Andrew: My mission got bigger. Or maybe: simpler. When I started off as a choreographer, I really wanted to put my work out in the world (or rather our work since I worked in collaboration). Very early in my career, that broadened to include my community of like-minded performing artists. But when I had a kid, it got much bigger: I want more strong art in the world. So I can make my own work, and push to be rigorous and reckless, but really that’s how many dances? 50 in a lifetime? 70? I can have a lot of impact by helping other artists to survive and thrive.
Artist U's 5-year reunion, 2011 (photo: Jeffrey Fehder)

So, I started Artists U when we had our first child. (Again, not a great balanced parent choice, but definitely one inspired by becoming a father and seeing the world differently.) I’ve really been digging in to this curious question: exactly why is it so hard for artists in America? Artists are so ridiculously skilled and hard-working, why are we so often exhausted, overwhelmed, and broke? And why do so many of us lose touch with our deeper mission and still end up in unsustainable lives? There are lots of practical tools and strategies I’ve picked up, but the big thoughts are clarity and community. When artists are clear about what they are doing and when they don’t do it alone, they can make it work.

Artistically, I made a so-so dance about kids early on: the dancers, both moms, had to do the piece with their kids in tow, and whatever happened (nursing breaks, diaper changes, temper tantrums) was part of the piece. But I also found my artistic interests simplifying and getting deeper. I started to make a lot of intimate, immersive pieces, focused more on the bodies of the viewers than the bodies of the performers. CELL was a performance journey for one audience member at a time guided by your cell phone, You move through the city encountering performers (and non-performers), and you end up inside a dance, dancing as part of an immersive quartet. That really worked for me. I wanted everyone to have the embodied experience that dancers have: you are part of connected group, moving as one, responding and inventing, singing with your body.
This Town is a Mystery (photo: Kevin Monko)

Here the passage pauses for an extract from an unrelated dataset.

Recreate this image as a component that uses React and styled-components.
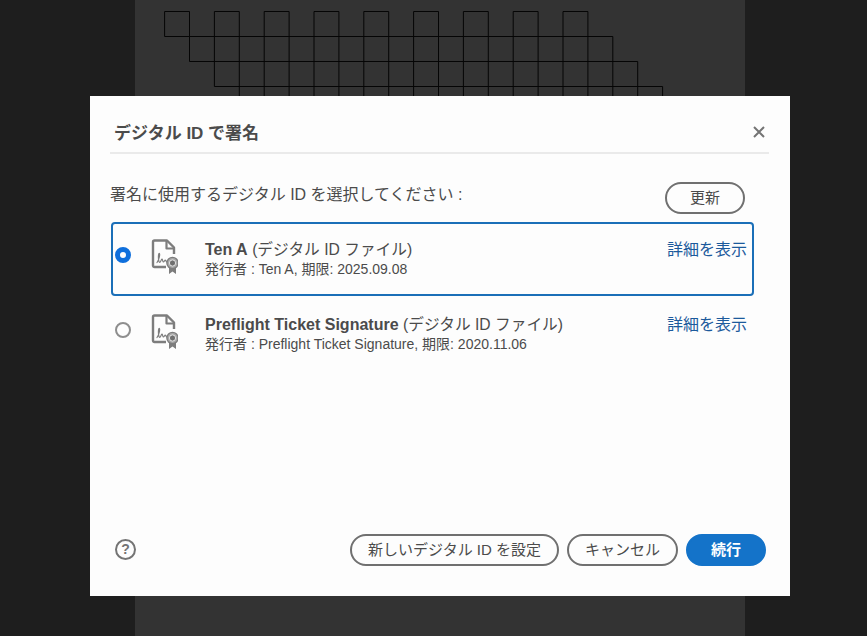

Eventually I got rid of the professional dancers completely. This Town is a Mystery brought audiences to four Philadelphia households (very different neighborhoods, economics, cultural backgrounds). The members of the households perform a piece right their in the home, a dance theater show built from the stories and bodies and music of their world. And then everybody shares a potluck dinner. That was my last project with Headlong Dance Theater, the company I helped found 20 years ago, and it was incredible and overwhelming. I couldn’t imagine going back into the studio after that, working with the trained and fit bodies of dancers to make a piece for the stage. My artistic world had gotten so much bigger and stranger and more dangerous. And kids were a big part of that project. Two of the households had children in them who performed. And the traditions and bonds and ruptures of families were huge forces in that project.